■ WHAT IS REQUIRED ■
Repeat all the material exactly; pictures stay out of your copy.
** begin **
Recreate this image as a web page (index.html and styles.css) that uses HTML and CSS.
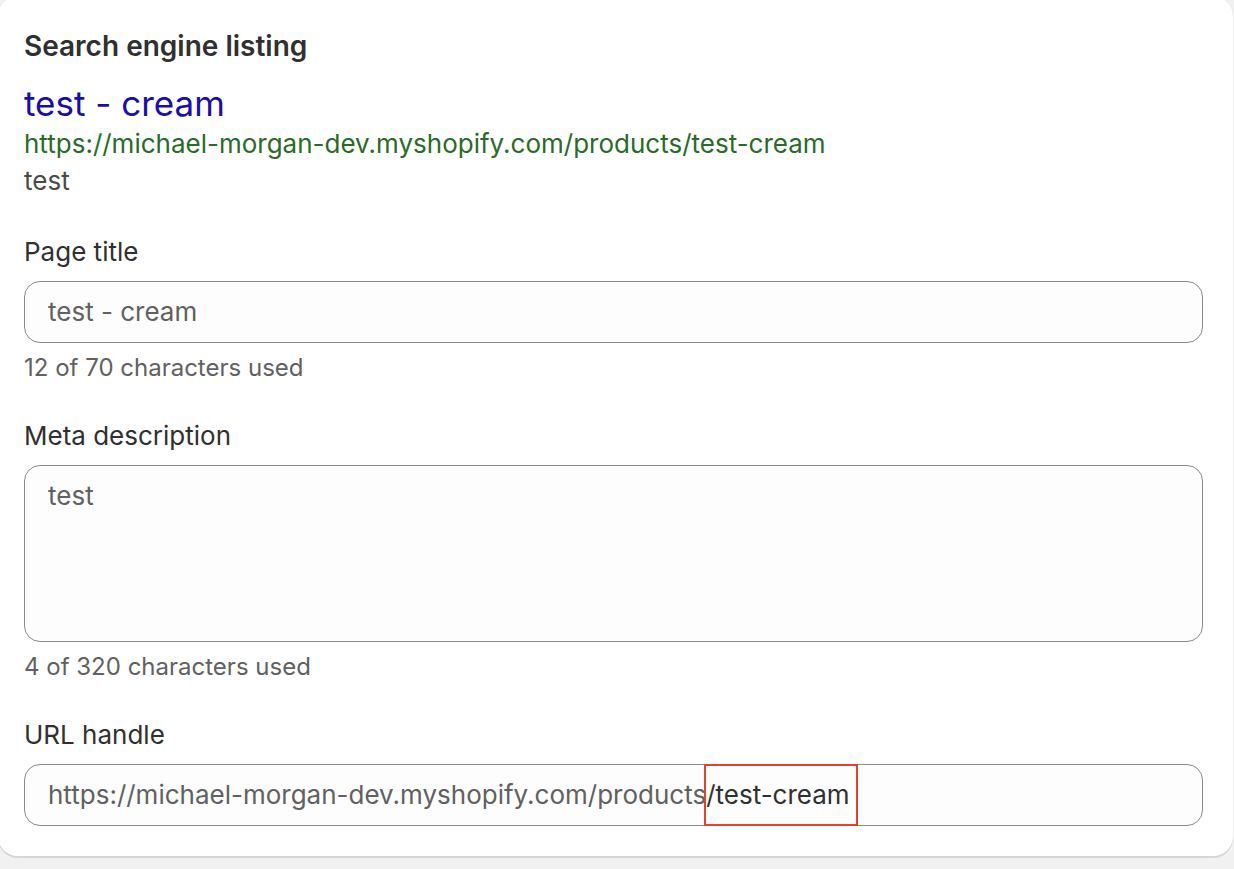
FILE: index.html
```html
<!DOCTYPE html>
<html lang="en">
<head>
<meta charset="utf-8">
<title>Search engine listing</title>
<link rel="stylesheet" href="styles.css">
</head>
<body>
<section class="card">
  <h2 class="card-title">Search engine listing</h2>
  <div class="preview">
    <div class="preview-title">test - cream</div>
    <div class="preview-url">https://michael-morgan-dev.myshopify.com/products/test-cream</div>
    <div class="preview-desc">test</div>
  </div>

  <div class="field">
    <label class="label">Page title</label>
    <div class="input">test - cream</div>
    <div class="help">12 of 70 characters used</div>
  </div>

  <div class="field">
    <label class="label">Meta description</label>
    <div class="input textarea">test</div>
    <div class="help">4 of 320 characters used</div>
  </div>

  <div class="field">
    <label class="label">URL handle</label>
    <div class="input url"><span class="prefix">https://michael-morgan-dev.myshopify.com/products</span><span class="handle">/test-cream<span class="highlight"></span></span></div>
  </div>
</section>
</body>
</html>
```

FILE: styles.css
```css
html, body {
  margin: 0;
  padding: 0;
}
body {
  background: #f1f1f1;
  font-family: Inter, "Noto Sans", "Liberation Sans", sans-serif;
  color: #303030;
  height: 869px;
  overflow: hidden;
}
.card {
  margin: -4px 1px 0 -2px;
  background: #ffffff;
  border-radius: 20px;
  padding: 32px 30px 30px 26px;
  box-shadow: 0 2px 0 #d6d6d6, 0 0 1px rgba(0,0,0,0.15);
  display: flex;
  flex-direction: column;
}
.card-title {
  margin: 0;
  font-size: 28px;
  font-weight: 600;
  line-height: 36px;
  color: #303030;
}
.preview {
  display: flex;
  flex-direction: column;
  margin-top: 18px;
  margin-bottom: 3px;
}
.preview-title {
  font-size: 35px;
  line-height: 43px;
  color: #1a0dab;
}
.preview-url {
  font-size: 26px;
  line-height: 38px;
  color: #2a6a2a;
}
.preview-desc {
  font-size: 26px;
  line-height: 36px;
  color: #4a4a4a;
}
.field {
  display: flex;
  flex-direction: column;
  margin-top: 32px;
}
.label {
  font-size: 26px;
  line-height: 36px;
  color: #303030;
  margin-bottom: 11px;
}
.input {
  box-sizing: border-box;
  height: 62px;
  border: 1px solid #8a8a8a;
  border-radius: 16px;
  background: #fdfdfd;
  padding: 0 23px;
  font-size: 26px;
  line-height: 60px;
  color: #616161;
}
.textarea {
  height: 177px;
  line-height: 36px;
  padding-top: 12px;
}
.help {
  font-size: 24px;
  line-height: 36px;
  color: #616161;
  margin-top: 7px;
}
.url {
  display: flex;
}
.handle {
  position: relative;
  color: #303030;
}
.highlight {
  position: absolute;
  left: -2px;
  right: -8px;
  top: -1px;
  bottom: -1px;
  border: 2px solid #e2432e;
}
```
** end **
■ RESPONSE ■
Recreate this image as a web page (index.html and styles.css) that uses HTML and CSS.
FILE: index.html
```html
<!DOCTYPE html>
<html lang="en">
<head>
<meta charset="utf-8">
<title>Search engine listing</title>
<link rel="stylesheet" href="styles.css">
</head>
<body>
<section class="card">
  <h2 class="card-title">Search engine listing</h2>
  <div class="preview">
    <div class="preview-title">test - cream</div>
    <div class="preview-url">https://michael-morgan-dev.myshopify.com/products/test-cream</div>
    <div class="preview-desc">test</div>
  </div>

  <div class="field">
    <label class="label">Page title</label>
    <div class="input">test - cream</div>
    <div class="help">12 of 70 characters used</div>
  </div>

  <div class="field">
    <label class="label">Meta description</label>
    <div class="input textarea">test</div>
    <div class="help">4 of 320 characters used</div>
  </div>

  <div class="field">
    <label class="label">URL handle</label>
    <div class="input url"><span class="prefix">https://michael-morgan-dev.myshopify.com/products</span><span class="handle">/test-cream<span class="highlight"></span></span></div>
  </div>
</section>
</body>
</html>
```

FILE: styles.css
```css
html, body {
  margin: 0;
  padding: 0;
}
body {
  background: #f1f1f1;
  font-family: Inter, "Noto Sans", "Liberation Sans", sans-serif;
  color: #303030;
  height: 869px;
  overflow: hidden;
}
.card {
  margin: -4px 1px 0 -2px;
  background: #ffffff;
  border-radius: 20px;
  padding: 32px 30px 30px 26px;
  box-shadow: 0 2px 0 #d6d6d6, 0 0 1px rgba(0,0,0,0.15);
  display: flex;
  flex-direction: column;
}
.card-title {
  margin: 0;
  font-size: 28px;
  font-weight: 600;
  line-height: 36px;
  color: #303030;
}
.preview {
  display: flex;
  flex-direction: column;
  margin-top: 18px;
  margin-bottom: 3px;
}
.preview-title {
  font-size: 35px;
  line-height: 43px;
  color: #1a0dab;
}
.preview-url {
  font-size: 26px;
  line-height: 38px;
  color: #2a6a2a;
}
.preview-desc {
  font-size: 26px;
  line-height: 36px;
  color: #4a4a4a;
}
.field {
  display: flex;
  flex-direction: column;
  margin-top: 32px;
}
.label {
  font-size: 26px;
  line-height: 36px;
  color: #303030;
  margin-bottom: 11px;
}
.input {
  box-sizing: border-box;
  height: 62px;
  border: 1px solid #8a8a8a;
  border-radius: 16px;
  background: #fdfdfd;
  padding: 0 23px;
  font-size: 26px;
  line-height: 60px;
  color: #616161;
}
.textarea {
  height: 177px;
  line-height: 36px;
  padding-top: 12px;
}
.help {
  font-size: 24px;
  line-height: 36px;
  color: #616161;
  margin-top: 7px;
}
.url {
  display: flex;
}
.handle {
  position: relative;
  color: #303030;
}
.highlight {
  position: absolute;
  left: -2px;
  right: -8px;
  top: -1px;
  bottom: -1px;
  border: 2px solid #e2432e;
}
```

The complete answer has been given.